DSBR_DV Computes partial derivatives of power flows w.r.t. voltage.
[DSF_DVA, DSF_DVM, DST_DVA, DST_DVM, SF, ST] = DSBR_DV(BRANCH, YF, YT, V)
returns four matrices containing partial derivatives of the complex
branch power flows at "from" and "to" ends of each branch w.r.t voltage
magnitude and voltage angle respectively (for all buses). If YF is a
sparse matrix, the partial derivative matrices will be as well. Optionally
returns vectors containing the power flows themselves.
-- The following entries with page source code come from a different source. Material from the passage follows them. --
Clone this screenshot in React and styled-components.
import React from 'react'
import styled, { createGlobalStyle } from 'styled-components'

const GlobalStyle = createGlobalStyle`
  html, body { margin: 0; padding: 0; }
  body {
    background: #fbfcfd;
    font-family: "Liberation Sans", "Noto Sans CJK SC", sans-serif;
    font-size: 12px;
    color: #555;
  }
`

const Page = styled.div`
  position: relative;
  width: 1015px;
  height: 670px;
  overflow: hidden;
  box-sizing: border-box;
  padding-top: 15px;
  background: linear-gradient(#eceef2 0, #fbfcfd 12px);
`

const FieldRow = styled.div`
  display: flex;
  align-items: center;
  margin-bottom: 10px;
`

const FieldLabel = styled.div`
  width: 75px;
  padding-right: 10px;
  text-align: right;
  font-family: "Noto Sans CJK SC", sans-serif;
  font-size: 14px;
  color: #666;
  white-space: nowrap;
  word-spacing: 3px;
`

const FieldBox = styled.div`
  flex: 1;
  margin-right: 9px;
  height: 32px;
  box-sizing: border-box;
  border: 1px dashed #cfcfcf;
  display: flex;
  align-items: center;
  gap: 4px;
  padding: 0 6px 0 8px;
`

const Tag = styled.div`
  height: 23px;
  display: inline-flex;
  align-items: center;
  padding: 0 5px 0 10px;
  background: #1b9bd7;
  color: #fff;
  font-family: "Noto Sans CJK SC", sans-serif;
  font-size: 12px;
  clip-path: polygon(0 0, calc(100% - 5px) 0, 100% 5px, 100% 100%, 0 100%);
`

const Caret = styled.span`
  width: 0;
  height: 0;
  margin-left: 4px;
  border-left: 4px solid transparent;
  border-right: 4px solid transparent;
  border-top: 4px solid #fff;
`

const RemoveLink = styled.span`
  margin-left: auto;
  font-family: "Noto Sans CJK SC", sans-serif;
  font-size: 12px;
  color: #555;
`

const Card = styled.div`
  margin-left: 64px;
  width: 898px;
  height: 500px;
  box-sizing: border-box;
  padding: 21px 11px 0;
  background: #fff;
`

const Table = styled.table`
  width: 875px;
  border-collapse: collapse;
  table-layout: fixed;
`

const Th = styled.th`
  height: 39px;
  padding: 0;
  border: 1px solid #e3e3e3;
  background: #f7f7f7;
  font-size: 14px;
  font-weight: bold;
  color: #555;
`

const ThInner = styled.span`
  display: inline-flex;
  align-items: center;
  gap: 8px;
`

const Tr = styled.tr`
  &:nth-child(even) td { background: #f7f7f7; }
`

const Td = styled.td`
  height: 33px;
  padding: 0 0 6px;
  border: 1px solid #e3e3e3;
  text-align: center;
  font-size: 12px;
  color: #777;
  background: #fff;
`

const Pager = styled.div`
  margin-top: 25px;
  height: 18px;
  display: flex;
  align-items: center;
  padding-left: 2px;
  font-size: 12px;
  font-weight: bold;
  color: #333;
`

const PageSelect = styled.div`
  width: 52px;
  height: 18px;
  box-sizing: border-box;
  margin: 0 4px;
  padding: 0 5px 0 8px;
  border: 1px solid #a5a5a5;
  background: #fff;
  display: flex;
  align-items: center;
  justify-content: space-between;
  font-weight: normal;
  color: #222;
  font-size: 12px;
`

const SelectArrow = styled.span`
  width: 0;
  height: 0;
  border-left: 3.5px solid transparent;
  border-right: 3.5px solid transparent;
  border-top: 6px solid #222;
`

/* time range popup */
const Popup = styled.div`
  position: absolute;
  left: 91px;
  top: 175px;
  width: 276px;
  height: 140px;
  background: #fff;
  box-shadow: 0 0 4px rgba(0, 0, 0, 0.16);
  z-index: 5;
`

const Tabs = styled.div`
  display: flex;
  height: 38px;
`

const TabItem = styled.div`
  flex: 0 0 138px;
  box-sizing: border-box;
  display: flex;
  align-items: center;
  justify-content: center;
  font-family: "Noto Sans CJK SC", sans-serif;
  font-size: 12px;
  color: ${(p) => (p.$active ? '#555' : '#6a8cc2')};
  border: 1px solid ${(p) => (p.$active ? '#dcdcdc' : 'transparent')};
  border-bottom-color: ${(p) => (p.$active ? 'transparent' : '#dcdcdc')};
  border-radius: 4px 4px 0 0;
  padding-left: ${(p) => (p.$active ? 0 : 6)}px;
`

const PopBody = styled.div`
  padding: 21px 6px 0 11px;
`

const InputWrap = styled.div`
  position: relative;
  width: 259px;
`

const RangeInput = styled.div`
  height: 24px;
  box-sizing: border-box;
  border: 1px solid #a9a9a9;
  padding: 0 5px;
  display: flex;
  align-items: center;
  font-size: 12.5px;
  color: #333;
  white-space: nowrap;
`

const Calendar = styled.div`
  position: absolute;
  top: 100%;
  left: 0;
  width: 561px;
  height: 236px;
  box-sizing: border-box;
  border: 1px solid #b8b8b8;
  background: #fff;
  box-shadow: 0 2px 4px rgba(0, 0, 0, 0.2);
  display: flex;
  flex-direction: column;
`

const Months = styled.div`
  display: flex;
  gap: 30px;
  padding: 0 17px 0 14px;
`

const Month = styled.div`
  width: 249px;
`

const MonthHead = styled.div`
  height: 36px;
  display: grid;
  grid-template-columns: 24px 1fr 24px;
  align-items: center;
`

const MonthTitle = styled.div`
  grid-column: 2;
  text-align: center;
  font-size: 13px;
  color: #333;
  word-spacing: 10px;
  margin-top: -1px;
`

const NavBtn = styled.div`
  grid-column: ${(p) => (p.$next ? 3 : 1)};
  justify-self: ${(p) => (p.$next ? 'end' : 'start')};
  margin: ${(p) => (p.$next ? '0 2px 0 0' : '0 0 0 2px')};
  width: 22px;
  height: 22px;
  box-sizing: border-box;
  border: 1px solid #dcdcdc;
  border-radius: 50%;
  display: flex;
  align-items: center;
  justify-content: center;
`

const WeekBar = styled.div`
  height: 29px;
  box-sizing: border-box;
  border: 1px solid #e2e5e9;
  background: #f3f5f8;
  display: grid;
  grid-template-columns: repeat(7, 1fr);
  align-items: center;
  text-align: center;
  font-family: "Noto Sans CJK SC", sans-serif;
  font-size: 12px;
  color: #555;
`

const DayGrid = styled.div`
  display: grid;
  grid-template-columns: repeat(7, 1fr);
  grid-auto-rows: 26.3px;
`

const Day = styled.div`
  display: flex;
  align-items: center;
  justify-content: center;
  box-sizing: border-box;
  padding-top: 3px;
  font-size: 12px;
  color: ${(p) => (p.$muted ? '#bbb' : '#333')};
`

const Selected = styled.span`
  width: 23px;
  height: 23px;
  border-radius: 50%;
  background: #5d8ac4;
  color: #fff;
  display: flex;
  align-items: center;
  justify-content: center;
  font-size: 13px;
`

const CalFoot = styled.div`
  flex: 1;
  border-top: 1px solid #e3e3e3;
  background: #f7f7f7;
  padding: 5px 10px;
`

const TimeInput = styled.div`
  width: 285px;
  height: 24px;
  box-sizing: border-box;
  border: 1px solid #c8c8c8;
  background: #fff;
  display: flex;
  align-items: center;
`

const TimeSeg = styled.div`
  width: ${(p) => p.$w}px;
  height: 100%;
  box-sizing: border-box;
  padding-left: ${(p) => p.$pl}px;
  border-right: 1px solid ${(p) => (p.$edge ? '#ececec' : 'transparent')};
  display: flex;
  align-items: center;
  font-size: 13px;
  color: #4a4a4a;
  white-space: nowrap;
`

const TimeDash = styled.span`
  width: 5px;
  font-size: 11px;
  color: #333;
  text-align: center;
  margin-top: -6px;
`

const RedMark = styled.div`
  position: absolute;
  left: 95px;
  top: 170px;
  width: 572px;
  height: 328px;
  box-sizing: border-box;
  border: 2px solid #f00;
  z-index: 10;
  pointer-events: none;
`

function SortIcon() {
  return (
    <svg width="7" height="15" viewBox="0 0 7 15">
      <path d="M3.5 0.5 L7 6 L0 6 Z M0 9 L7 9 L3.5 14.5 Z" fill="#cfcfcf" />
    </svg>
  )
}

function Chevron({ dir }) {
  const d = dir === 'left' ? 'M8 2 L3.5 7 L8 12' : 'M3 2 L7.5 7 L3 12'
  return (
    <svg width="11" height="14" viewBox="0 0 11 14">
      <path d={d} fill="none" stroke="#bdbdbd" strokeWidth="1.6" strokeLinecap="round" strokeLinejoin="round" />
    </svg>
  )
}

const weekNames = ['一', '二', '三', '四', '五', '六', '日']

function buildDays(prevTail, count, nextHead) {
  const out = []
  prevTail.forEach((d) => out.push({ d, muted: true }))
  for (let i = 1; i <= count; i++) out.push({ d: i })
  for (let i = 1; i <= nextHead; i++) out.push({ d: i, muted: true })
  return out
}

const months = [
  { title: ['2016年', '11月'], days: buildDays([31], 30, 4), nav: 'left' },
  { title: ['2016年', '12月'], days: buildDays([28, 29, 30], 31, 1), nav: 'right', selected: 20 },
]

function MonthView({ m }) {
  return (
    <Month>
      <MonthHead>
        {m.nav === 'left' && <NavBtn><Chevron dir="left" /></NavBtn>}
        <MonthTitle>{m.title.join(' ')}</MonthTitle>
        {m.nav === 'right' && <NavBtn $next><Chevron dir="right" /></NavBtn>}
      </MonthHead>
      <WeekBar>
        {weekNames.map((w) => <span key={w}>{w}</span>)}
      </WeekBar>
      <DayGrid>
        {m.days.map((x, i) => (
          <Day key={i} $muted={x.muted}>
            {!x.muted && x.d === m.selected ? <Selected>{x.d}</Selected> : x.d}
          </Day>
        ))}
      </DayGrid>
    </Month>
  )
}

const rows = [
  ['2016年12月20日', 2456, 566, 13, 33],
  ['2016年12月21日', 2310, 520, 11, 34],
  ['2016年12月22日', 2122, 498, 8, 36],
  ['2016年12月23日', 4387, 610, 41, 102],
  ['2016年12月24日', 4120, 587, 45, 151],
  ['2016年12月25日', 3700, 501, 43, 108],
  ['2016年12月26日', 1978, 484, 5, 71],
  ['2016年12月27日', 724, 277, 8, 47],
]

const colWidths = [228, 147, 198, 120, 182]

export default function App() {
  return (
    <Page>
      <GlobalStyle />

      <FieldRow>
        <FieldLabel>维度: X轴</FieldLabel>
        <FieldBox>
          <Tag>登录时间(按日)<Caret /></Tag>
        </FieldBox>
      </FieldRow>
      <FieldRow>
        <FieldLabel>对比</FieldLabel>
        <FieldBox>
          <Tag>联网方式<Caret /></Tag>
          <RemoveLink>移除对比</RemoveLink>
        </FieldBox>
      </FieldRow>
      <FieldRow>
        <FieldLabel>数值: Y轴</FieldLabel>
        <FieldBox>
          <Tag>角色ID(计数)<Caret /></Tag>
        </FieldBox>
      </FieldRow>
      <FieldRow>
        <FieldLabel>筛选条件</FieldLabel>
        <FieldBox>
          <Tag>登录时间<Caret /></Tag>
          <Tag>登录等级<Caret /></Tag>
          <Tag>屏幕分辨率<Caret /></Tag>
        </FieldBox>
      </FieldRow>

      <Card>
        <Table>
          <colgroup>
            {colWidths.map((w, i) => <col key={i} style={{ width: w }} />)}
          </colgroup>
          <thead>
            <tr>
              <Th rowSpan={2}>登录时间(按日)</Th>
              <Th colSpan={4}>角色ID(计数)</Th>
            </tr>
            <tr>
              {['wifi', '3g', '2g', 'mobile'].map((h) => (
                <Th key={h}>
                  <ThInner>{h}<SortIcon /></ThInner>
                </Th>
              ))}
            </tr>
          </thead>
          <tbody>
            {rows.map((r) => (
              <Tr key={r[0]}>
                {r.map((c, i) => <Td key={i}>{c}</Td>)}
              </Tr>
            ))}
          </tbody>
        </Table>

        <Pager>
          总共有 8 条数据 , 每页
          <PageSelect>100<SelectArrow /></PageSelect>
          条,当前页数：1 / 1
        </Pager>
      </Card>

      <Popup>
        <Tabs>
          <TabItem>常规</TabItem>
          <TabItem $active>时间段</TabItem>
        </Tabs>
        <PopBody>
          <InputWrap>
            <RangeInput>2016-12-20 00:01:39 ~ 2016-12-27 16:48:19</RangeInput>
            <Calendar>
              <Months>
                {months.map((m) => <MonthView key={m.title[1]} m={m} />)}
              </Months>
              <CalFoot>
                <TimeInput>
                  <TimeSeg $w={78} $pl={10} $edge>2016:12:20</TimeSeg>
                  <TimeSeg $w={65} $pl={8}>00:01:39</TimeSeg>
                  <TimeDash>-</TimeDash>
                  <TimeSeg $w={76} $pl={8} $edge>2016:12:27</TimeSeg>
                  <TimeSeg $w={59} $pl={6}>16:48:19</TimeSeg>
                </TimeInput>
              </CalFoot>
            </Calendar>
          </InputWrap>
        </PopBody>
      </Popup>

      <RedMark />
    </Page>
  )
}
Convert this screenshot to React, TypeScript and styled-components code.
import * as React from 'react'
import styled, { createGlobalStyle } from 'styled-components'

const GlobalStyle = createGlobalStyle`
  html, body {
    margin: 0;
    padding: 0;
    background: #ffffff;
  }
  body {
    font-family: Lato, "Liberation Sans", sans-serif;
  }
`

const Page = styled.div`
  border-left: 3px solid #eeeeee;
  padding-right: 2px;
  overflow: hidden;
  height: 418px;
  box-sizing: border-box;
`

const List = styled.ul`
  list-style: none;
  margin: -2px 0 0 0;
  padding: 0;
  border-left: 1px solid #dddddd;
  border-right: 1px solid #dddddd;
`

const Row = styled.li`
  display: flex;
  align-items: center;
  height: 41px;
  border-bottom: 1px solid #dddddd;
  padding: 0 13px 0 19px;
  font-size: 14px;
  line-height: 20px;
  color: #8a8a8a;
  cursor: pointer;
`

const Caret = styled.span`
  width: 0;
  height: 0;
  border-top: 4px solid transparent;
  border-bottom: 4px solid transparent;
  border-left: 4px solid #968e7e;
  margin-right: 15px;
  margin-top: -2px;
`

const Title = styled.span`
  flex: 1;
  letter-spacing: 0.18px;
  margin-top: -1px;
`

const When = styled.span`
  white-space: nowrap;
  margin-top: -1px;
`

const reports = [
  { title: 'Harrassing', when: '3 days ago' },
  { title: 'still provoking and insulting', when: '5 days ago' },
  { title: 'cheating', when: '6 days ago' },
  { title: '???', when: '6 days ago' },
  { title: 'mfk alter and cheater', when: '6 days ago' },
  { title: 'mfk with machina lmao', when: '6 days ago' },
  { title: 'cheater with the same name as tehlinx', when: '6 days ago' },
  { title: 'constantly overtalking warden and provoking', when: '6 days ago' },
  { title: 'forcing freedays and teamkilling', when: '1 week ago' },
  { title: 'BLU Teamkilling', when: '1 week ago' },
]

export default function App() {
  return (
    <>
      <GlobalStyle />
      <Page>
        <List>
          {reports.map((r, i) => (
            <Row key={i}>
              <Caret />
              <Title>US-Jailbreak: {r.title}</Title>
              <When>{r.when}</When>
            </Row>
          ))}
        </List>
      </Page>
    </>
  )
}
The following
explains the expressions used to form the matrices:
If = Yf * V;
Sf = diag(Vf) * conj(If) = diag(conj(If)) * Vf
Partials of V, Vf & If w.r.t. voltage angles
dV/dVa = j * diag(V)
dVf/dVa = sparse(1:nl, f, j * V(f)) = j * sparse(1:nl, f, V(f))
dIf/dVa = Yf * dV/dVa = Yf * j * diag(V)
Partials of V, Vf & If w.r.t. voltage magnitudes
dV/dVm = diag(V./abs(V))
dVf/dVm = sparse(1:nl, f, V(f)./abs(V(f))
dIf/dVm = Yf * dV/dVm = Yf * diag(V./abs(V))
Partials of Sf w.r.t. voltage angles
dSf/dVa = diag(Vf) * conj(dIf/dVa)
+ diag(conj(If)) * dVf/dVa
= diag(Vf) * conj(Yf * j * diag(V))
+ conj(diag(If)) * j * sparse(1:nl, f, V(f))
= -j * diag(Vf) * conj(Yf * diag(V))
+ j * conj(diag(If)) * sparse(1:nl, f, V(f))
= j * (conj(diag(If)) * sparse(1:nl, f, V(f))
- diag(Vf) * conj(Yf * diag(V)))
Partials of Sf w.r.t. voltage magnitudes
dSf/dVm = diag(Vf) * conj(dIf/dVm)
+ diag(conj(If)) * dVf/dVm
= diag(Vf) * conj(Yf * diag(V./abs(V)))
+ conj(diag(If)) * sparse(1:nl, f, V(f)./abs(V(f)))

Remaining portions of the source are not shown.